En las democracias representativas es ineludible articular dos lógicas:
la de los individuos que votan: lógica social.
la de los partidos que gestionan esos votos: lógica política.
Los primeros expresan lo que desean (voluntarismo); de manera genérica (sin concreciones); y con carácter plural (no todos desean lo mismo, ni todo lo que se desea es compatible, ni votan al mismo partido).
Los segundos deben hacer realidad el impulso ciudadano expresado en las urnas haciéndolo, primero, posible, a través de la articulación de mayorías parlamentarias.
Entre la necesidad expresada y la necesidad atendida está el trabajo de los partidos que deben ser los artífices de convertir orientaciones populares genéricas, disarmónicas en ocasiones, contradictorias frecuentemente, en articulaciones políticas viables de servicio a los ciudadanos y en eso tan esencial que es el servicio al Bien Común. Para ello, el Parlamento debe ser capaz de vertebrar una mayoría de diputados que eligen a un Presidente de Gobierno en una sesión de investidura.

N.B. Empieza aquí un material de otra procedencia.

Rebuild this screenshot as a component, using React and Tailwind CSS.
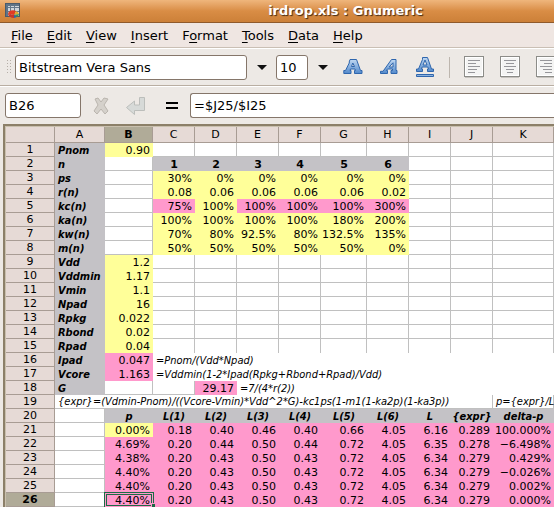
import React from "react";

const FONT = "font-['DejaVu_Sans',sans-serif]";

const MENUS = [
  ["", "F", "ile"],
  ["", "E", "dit"],
  ["", "V", "iew"],
  ["", "I", "nsert"],
  ["F", "o", "rmat"],
  ["", "T", "ools"],
  ["", "D", "ata"],
  ["", "H", "elp"],
];

const COLUMNS = ["A", "B", "C", "D", "E", "F", "G", "H", "I", "J", "K"];

// Cell shorthand, one helper for each kind of cell in the sheet
const y = (t) => ({ t, k: "y" });
const p = (t) => ({ t, k: "p" });
const g = (t) => ({ t, k: "g" });
const gi = (t) => ({ t, k: "gi" });
const l = (t) => ({ t, k: "l" });
const w = () => ({ t: "", k: "w" });
const side = () => ({ t: "", k: "side" });
const note = (t, span) => ({ t, k: "n", span });
const ruled = (t, span) => ({ t, k: "ruled", span });
const blanks = (n) => Array.from({ length: n }, w);

const ROWS = [
  [l("Pnom"), y("0.90"), ...blanks(9)],
  [l("n"), w(), g("1"), g("2"), g("3"), g("4"), g("5"), g("6"), ...blanks(3)],
  [l("ps"), w(), y("30%"), y("0%"), y("0%"), y("0%"), y("0%"), y("0%"), ...blanks(3)],
  [l("r(n)"), w(), y("0.08"), y("0.06"), y("0.06"), y("0.06"), y("0.06"), y("0.02"), ...blanks(3)],
  [l("kc(n)"), w(), p("75%"), y("100%"), p("100%"), p("100%"), p("100%"), p("300%"), ...blanks(3)],
  [l("ka(n)"), w(), y("100%"), y("100%"), y("100%"), y("100%"), y("180%"), y("200%"), ...blanks(3)],
  [l("kw(n)"), w(), y("70%"), y("80%"), y("92.5%"), y("80%"), y("132.5%"), y("135%"), ...blanks(3)],
  [l("m(n)"), w(), y("50%"), y("50%"), y("50%"), y("50%"), y("50%"), y("0%"), ...blanks(3)],
  [l("Vdd"), y("1.2"), ...blanks(9)],
  [l("Vddmin"), y("1.17"), ...blanks(9)],
  [l("Vmin"), y("1.1"), ...blanks(9)],
  [l("Npad"), y("16"), ...blanks(9)],
  [l("Rpkg"), y("0.022"), ...blanks(9)],
  [l("Rbond"), y("0.02"), ...blanks(9)],
  [l("Rpad"), y("0.04"), ...Array.from({ length: 9 }, side)],
  [l("Ipad"), p("0.047"), note("=Pnom/(Vdd*Npad)", 9)],
  [l("Vcore"), p("1.163"), note("=Vddmin(1-2*Ipad(Rpkg+Rbond+Rpad)/Vdd)", 9)],
  [l("G"), w(), w(), p("29.17"), note("=7/(4*r(2))", 7)],
  [ruled("{expr}=(Vdmin-Pnom)/((Vcore-Vmin)*Vdd^2*G)-kc1ps(1-m1(1-ka2p)(1-ka3p))", 10), ruled("p={expr}/L", 1)],
  [w(), ...["p", "L(1)", "L(2)", "L(3)", "L(4)", "L(5)", "L(6)", "L", "{expr}", "delta-p"].map(gi)],
  [w(), y("0.00%"), ...["0.18", "0.40", "0.46", "0.40", "0.66", "4.05", "6.16", "0.289", "100.000%"].map(p)],
  [w(), ...["4.69%", "0.20", "0.44", "0.50", "0.44", "0.72", "4.05", "6.35", "0.278", "−6.498%"].map(p)],
  [w(), ...["4.38%", "0.20", "0.43", "0.50", "0.43", "0.72", "4.05", "6.34", "0.279", "0.429%"].map(p)],
  [w(), ...["4.40%", "0.20", "0.43", "0.50", "0.43", "0.72", "4.05", "6.34", "0.279", "−0.026%"].map(p)],
  [w(), ...["4.40%", "0.20", "0.43", "0.50", "0.43", "0.72", "4.05", "6.34", "0.279", "0.002%"].map(p)],
  [w(), ...["4.40%", "0.20", "0.43", "0.50", "0.43", "0.72", "4.05", "6.34", "0.279", "0.000%"].map(p)],
];

const FILLS = {
  y: "bg-[#ffff99] text-right pr-[3px]",
  p: "bg-[#ff99cc] text-right pr-[3px]",
  g: "bg-[#c4c2c6] text-center font-bold",
  gi: "bg-[#c4c2c6] text-center font-bold italic font-['DejaVu_Sans_Condensed','DejaVu_Sans',sans-serif]",
  l: "bg-[#c4c2c6] text-left pl-[3px] font-bold italic font-['DejaVu_Sans_Condensed','DejaVu_Sans',sans-serif]",
  w: "bg-white border-r border-b border-[#c0c0c0]",
  side: "bg-white border-r border-[#c0c0c0]",
  n: "bg-white text-left pl-[3px] italic font-['DejaVu_Sans_Condensed','DejaVu_Sans',sans-serif]",
  ruled:
    "bg-white border-r border-b border-[#c0c0c0] text-left pl-[3px] italic font-['DejaVu_Sans_Condensed','DejaVu_Sans',sans-serif]",
};

function TitleIcon() {
  return (
    <svg width="16" height="16" viewBox="0 0 16 16" aria-hidden="true">
      <rect x="0.5" y="0.5" width="14" height="13" fill="#cfd5da" stroke="#4b5b6b" />
      <path d="M1 4.5H14M1 8.5H14M5.500 1V13M9.500 1V13" stroke="#65788b" />
      <path d="M1 1h13v2H1zM1 1h2v12H1z" fill="#5f7488" />
      <path d="M3 11a5 4 0 0 1 8-3l-2 4z" fill="#e23b24" />
      <path d="M3 11l6 1v3a6 4 0 0 1-6-4z" fill="#c8372b" />
      <path d="M9 12l2-4a5 4 0 0 1 3 3z" fill="#e3a92b" />
      <path d="M9 12l5-1a5 4 0 0 1-2 3z" fill="#39945a" />
      <path d="M9 12l3 2-3 1z" fill="#2f62b0" />
    </svg>
  );
}

function Caret() {
  return (
    <svg width="10" height="5" viewBox="0 0 10 5" aria-hidden="true">
      <path d="M0 0h10L5 5z" fill="#111" />
    </svg>
  );
}

function LetterIcon({ variant }) {
  return (
    <svg width="20" height="22" viewBox="0 0 20 22" aria-hidden="true">
      <defs>
        <linearGradient id={"ink-" + variant} x1="0" y1="0" x2="0" y2="1">
          <stop offset="0" stopColor="#c0d8f2" />
          <stop offset="1" stopColor="#5289cb" />
        </linearGradient>
      </defs>
      <g fill={"url(#ink-" + variant + ")"} stroke="#2f66ad" strokeWidth="1" fillRule="evenodd" strokeLinejoin="round">
        {variant === "bold" && (
          <path d="M7 3.500h6.500l4 11h1.500v3h-7.500v-3h1l-.5-1.500h-4.500L7 14.500h1v3H.8v-3h1.700l4-8H6zM9.800 7L8.500 10.500h3z" />
        )}
        {variant === "italic" && (
          <path d="M12.500 3.500H17v11h1v3h-6v-3h1.500V13H8.500l-1.200 1.500h1.200v3H1.500v-2.200H4zM14 6.800L10.200 11H14z" />
        )}
        {variant === "underline" && (
          <>
            <path d="M7.500 1.500h5l4 11.500h2v2.500h-6V13h1l-.7-2H7.200L6.500 13h1v2.500h-6V13h2L7.500 3.500zM10 4L8 9h4z" />
            <path d="M1.500 18.500h17v2h-17z" />
          </>
        )}
      </g>
    </svg>
  );
}

const LINES = {
  left: "M4 4.500h12M4 7.500h8M4 10.500h12M4 13.500h9M4 16.500h7",
  center: "M4 4.500h12M6 7.500h8M4 10.500h12M6 13.500h8M7 16.500h6",
  right: "M4 4.500h12M8 7.500h8M4 10.500h12M7 13.500h9M9 16.500h7",
};

function AlignIcon({ align }) {
  return (
    <svg width="20" height="22" viewBox="0 0 20 22" aria-hidden="true">
      <path d="M1 21.500h18" stroke="#c6c3be" />
      <rect x="0.500" y="0.500" width="19" height="20" fill="#f4f4f3" stroke="#8c8c88" />
      <rect x="1.500" y="1.500" width="17" height="18" fill="none" stroke="#fff" />
      <path d={LINES[align]} stroke="#96969a" />
    </svg>
  );
}

function CancelIcon() {
  return (
    <svg width="16" height="18" viewBox="0 0 16 18" aria-hidden="true">
      <path
        d="M2 2l3-1 3 4 3-4 4 1-4 6 4 6-3 3-4-5-4 5-3-3 4-6z"
        fill="#d5d1cb"
        stroke="#bab5ae"
        strokeLinejoin="round"
      />
    </svg>
  );
}

function EnterIcon() {
  return (
    <svg width="21" height="20" viewBox="0 0 21 20" aria-hidden="true">
      <path
        d="M14.500 1.500h5v13H9.500v4l-8-7 8-6.500v4h5z"
        fill="#d7dad8"
        stroke="#bcbebb"
        strokeLinejoin="round"
      />
    </svg>
  );
}

const FIELD = "rounded-[3px] border border-[#85766a] bg-white text-[13px] text-black outline-none";

export default function App() {
  return (
    <div className={`min-h-screen w-full overflow-hidden bg-[#ede9e5] text-black ${FONT}`}>
      <header className="flex h-[23px] items-center border-b border-[#8f5a2b] bg-linear-to-b from-[#efb67c] via-[#d98d45] to-[#cc8038] pl-[5px]">
        <TitleIcon />
        <h1 className="flex-1 pl-[132px] pr-4 text-center text-[13px] leading-4 font-bold whitespace-nowrap text-white [text-shadow:1px_1px_1px_#432a14]">
          irdrop.xls : Gnumeric
        </h1>
      </header>

      <nav className="flex h-[25px] items-center gap-[14px] border-b border-[#cabfb4] bg-[#efe6e2] pt-px pl-[11px] text-[13px]">
        {MENUS.map(([before, key, after]) => (
          <button key={key + after} type="button" className="leading-4">
            {before}
            <span className="underline underline-offset-2">{key}</span>
            {after}
          </button>
        ))}
      </nav>

      <div className="flex h-[38px] items-center overflow-hidden border-t border-b border-t-white border-b-[#b9aea2] pl-[6px]">
        <div className="h-4 w-[5px] shrink-0 bg-[radial-gradient(#b5aea6_1px,transparent_1px)] bg-size-[3px_3px]" />
        <input
          aria-label="Font"
          defaultValue="Bitstream Vera Sans"
          className={`${FIELD} ml-1 h-[25px] w-[232px] shrink-0 px-[3px]`}
        />
        <button type="button" aria-label="Choose font" className="ml-[10px] shrink-0">
          <Caret />
        </button>
        <input aria-label="Font size" defaultValue="10" className={`${FIELD} ml-[9px] h-[25px] w-8 shrink-0 px-[3px]`} />
        <button type="button" aria-label="Choose font size" className="ml-[10px] shrink-0">
          <Caret />
        </button>
        <div className="ml-[15px] flex shrink-0 gap-4">
          <button type="button" aria-label="Bold"><LetterIcon variant="bold" /></button>
          <button type="button" aria-label="Italic"><LetterIcon variant="italic" /></button>
          <button type="button" aria-label="Underline"><LetterIcon variant="underline" /></button>
        </div>
        <div className="ml-[14px] h-[21px] w-px shrink-0 bg-[#bdb6ae]" />
        <div className="ml-[14px] flex shrink-0 gap-4">
          <button type="button" aria-label="Align left"><AlignIcon align="left" /></button>
          <button type="button" aria-label="Align center"><AlignIcon align="center" /></button>
          <button type="button" aria-label="Align right"><AlignIcon align="right" /></button>
        </div>
      </div>

      <div className="flex h-[38px] items-center border-t border-white pl-[5px]">
        <input aria-label="Cell" defaultValue="B26" className={`${FIELD} h-[25px] w-[76px] shrink-0 px-[3px]`} />
        <button type="button" aria-label="Cancel" className="ml-3 shrink-0"><CancelIcon /></button>
        <button type="button" aria-label="Accept" className="ml-4 shrink-0"><EnterIcon /></button>
        <button type="button" aria-label="Insert formula" className="ml-[19px] shrink-0">
          <svg width="14" height="8" viewBox="0 0 14 8" aria-hidden="true">
            <path d="M1 1h12M1 6h12" stroke="#000" strokeWidth="2" />
          </svg>
        </button>
        <input
          aria-label="Formula"
          defaultValue="=$J25/$I25"
          className={`${FIELD} ml-[11px] h-[25px] min-w-0 flex-1 rounded-r-none border-r-0 px-[3px]`}
        />
      </div>

      <main className="ml-[3px] border-t-2 border-l-2 border-[#8c8069] bg-white">
        <table className="w-full table-fixed border-separate border-spacing-0 border-t border-l border-[#c9c0ae] text-[11px] leading-[13px]">
          <colgroup>
            <col className="w-[49px]" />
            <col className="w-[50px]" />
            <col className="w-[48px]" />
            <col className="w-[42px]" />
            <col className="w-[42px]" />
            <col className="w-[42px]" />
            <col className="w-[42px]" />
            <col className="w-[46px]" />
            <col className="w-[42px]" />
            <col className="w-[42px]" />
            <col className="w-[42px]" />
            <col />
          </colgroup>
          <thead>
            <tr className="h-4">
              <th className="border-r border-b border-[#a89c94] bg-[#e6dad6] p-0" />
              {COLUMNS.map((c) => (
                <th
                  key={c}
                  scope="col"
                  className={`border-r border-b border-[#a89c94] p-0 ${c === "B" ? "bg-[#b0ab98] font-bold" : "bg-[#e6dad6] font-normal"}`}
                >
                  {c}
                </th>
              ))}
            </tr>
          </thead>
          <tbody>
            {ROWS.map((cells, i) => (
              <tr key={i} className="h-[14px]">
                <th
                  scope="row"
                  className={`border-r border-b border-[#a89c94] p-0 text-center ${i === 25 ? "bg-[#b0ab98] font-bold" : "bg-[#e6dad6] font-normal"}`}
                >
                  {i + 1}
                </th>
                {cells.map((c, j) => {
                  const selected = i === 25 && j === 1;
                  return (
                    <td
                      key={j}
                      colSpan={c.span || 1}
                      className={`p-0 whitespace-nowrap ${FILLS[c.k]} ${selected ? "relative outline-3 -outline-offset-2 outline-[#1c6b45] outline-double" : ""}`}
                    >
                      {c.t}
                      {selected && (
                        <span className="absolute -right-0.5 bottom-0 size-1 border-t border-l border-[#ff99cc] bg-[#1c6b45]" />
                      )}
                    </td>
                  );
                })}
              </tr>
            ))}
          </tbody>
        </table>
      </main>
    </div>
  );
}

Ahora que ya no votamos mayorías absolutas, los ciudadanos contemplamos perplejos a los partidos incapaces de pactar mayorías parlamentarias, hasta el punto de amenazar con la repetición de elecciones, mientras parlotean sobre sí mismos,
sobre quién es quién (bravuconeando, sacando pecho),
pues no les basta con lo que son,
ni siquiera después de una elecciones que ponen a cada partido en su sitio. De esta manera, negociar, ceder, pactar, explorar…lo perciben como momento peligroso, pues arriesgan el propio ser que desean ser.
Los partidos desconfían profundamente entre sí. La desconfianza atraviesa de cima a raíz sus comportamientos competitivos,
y con fundamento,
temen perder poder y que lo aumente el competidor,
no se aceptan en lo que son después de un resultado electoral,
se vetan apoyados en un purismo ideológico y ético que pueden contradecir en cualquier momento,
se amenazan y se tiran los trastos a la cabeza,
son víctimas de totalitarias exclusiones en la campaña electoral para intentar hegemonías, que, a la hora de acordar, hacen las cosas muy difíciles,
o se buscan y a la vez radian a diario sus descontentos con quien quieren pactar o coaligarse.

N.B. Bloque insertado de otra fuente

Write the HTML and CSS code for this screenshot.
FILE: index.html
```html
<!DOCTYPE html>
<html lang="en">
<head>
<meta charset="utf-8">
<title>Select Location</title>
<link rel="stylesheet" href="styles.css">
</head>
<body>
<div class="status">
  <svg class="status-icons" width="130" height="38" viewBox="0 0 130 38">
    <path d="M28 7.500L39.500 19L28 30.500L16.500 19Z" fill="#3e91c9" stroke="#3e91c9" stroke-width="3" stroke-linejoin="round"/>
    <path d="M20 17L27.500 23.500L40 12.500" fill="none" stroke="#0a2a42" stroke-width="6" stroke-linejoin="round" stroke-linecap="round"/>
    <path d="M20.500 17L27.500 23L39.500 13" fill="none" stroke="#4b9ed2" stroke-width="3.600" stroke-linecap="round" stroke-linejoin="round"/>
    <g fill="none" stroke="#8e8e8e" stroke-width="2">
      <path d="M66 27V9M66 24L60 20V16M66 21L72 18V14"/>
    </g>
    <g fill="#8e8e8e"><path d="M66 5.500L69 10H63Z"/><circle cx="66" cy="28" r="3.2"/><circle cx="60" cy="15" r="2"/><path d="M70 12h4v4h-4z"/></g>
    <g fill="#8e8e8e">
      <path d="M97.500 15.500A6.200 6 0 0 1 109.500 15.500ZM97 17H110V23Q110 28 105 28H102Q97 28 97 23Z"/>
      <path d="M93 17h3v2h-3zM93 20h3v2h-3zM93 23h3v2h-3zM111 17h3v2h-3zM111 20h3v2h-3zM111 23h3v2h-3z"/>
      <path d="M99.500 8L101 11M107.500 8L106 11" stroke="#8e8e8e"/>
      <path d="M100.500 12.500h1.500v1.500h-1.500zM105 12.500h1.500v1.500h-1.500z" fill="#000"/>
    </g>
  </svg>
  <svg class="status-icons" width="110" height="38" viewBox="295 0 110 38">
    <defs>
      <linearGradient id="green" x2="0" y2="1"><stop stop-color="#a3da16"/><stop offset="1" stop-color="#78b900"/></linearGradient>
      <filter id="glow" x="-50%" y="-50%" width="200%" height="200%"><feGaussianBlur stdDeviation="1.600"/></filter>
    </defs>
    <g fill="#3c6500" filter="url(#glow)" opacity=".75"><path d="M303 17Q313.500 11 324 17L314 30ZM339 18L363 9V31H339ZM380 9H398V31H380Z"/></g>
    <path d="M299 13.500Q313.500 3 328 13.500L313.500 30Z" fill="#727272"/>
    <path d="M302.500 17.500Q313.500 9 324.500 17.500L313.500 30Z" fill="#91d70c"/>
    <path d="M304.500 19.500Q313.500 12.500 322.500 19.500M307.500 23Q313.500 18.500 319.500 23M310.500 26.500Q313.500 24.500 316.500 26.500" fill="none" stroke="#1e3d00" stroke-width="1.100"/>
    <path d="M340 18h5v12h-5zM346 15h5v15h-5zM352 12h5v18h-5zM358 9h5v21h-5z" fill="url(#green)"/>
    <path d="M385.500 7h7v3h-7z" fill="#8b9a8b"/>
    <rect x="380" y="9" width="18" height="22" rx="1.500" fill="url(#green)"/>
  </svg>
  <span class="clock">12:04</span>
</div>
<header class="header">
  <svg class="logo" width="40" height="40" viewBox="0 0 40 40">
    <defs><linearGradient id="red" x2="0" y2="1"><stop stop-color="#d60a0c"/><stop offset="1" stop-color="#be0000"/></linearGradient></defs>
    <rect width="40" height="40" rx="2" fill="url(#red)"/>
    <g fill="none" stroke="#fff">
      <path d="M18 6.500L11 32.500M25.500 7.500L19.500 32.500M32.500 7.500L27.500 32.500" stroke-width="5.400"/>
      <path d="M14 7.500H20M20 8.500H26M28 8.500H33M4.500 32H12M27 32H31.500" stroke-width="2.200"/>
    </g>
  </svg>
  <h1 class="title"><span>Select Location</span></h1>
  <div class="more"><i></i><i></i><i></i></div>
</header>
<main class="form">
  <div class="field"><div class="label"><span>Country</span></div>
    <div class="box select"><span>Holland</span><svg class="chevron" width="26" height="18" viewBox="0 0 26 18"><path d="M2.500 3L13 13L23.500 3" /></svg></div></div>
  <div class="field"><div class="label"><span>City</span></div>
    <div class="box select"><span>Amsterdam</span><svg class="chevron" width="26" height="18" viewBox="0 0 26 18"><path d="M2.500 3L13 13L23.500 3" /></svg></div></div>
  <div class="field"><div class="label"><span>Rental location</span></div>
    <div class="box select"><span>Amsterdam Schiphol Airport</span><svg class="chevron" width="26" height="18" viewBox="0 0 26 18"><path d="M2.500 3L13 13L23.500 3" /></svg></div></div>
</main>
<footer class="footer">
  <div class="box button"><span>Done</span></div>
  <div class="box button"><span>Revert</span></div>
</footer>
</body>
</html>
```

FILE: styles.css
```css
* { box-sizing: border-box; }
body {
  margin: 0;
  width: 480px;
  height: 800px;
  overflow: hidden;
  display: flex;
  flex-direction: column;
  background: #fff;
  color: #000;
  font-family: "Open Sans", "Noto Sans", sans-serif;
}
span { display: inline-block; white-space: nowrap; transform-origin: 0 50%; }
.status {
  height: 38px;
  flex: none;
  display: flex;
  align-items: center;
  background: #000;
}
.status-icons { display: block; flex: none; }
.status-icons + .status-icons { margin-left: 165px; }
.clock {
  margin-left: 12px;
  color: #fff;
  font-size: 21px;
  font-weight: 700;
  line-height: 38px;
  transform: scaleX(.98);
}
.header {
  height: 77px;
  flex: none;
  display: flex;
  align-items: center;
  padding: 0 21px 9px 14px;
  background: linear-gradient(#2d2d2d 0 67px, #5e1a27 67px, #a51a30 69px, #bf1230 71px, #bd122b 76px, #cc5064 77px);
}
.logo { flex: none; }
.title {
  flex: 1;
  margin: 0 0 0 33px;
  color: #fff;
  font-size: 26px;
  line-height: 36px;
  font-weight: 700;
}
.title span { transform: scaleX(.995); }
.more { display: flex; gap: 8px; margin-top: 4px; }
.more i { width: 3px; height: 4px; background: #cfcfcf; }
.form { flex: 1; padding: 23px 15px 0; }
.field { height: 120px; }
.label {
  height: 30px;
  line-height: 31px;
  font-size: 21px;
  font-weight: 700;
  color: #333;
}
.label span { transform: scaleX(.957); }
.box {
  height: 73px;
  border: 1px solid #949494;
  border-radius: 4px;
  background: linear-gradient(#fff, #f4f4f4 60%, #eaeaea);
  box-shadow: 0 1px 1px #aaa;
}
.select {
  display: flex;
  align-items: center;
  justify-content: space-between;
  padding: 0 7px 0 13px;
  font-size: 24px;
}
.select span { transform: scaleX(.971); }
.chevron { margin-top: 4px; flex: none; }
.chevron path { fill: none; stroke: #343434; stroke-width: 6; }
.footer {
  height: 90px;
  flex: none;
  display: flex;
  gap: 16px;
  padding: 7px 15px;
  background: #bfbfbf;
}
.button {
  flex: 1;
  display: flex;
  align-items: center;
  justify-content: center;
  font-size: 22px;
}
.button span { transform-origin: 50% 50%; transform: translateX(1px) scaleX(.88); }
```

La confianza presupone inseguridad, pero en esta lucha partidaria sobra seguridad sobre el instinto depredador y sorpasador que los anima.
No creen en la participación, que significa aceptar ser, solo, una parte del proceso político.
Menos creen en la cooperación, que es conseguir algo entre varios, haciéndolo juntos o dejándolo hacer a otro u otros.
Las relaciones de cooperación implican estar con otros de una manera determinada, es decir, con una ética política compartida.
Debería ser fácil lograr una mayoría parlamentaria estable valorando con objetividad los resultados electorales,
apreciando con lucidez los retos económicos y sociales de hoy en España y en Europa, en un contexto mundial donde tantas cosas nuevas están pasando frente a las que hay que posicionarse,
afrontando decididamente el secesionismo catalán y su brutal e insidioso ataque a la democracia.
Y, de paso, una mayoría estable para iniciar la reforma de la Constitución.
Pero no, no lo parece.
Quizá sea posible un Gobierno monocolor, que podría resultar una temeridad.
En el peor de los casos…!!!volver a votar!!!
Nuestros partidos son fábricas “eficaces” de hacer lo que no hay que hacer: qué negativos pueden ser los comportamientos eficaces y eficientes.
¿Dónde quedan las bondades del fragmentarismo político, si no existe cultura de “minorías” capaces de articular mayorías?
Y es que, en realidad, los partidos no se quejan sinceramente de las mayorías absolutas, se quejan de no ser cada uno la mayoría absoluta (¿¿¿!!!).
Por eso no saben ni quieren mayorías parlamentarias a partir de los votos alcanzados entre muchos. Si no saben articular políticamente las voluntades de la gente, no saben lo esencial de “su” profesión de políticos, no se ganan el sueldo. Ganar no es ser el partido más votado (convendría que no olvidaran los minoritarios que los menos votados son menos ganadores que el más votado).
En una democracia, los representantes políticos deben saber convertir las lógicas sociales en lógicas políticas de tal modo que la gente vuelva a recuperar la confianza en sus instituciones, en la política, en los políticos y en el Estado social y democrático de derecho.
Quizá deberían hacernos pensar las lindezas bestiales que ha recibido Manuel Valls por ofrecer a Ada Colau sus seis concejales para que pueda resultar elegida Alcaldesa frente a Ernest Maragall, candidato de la independentista Esquerra Republicana. Y los pocos elogios que ha recibido. Puede que esta anécdota explique mucho lo que decimos.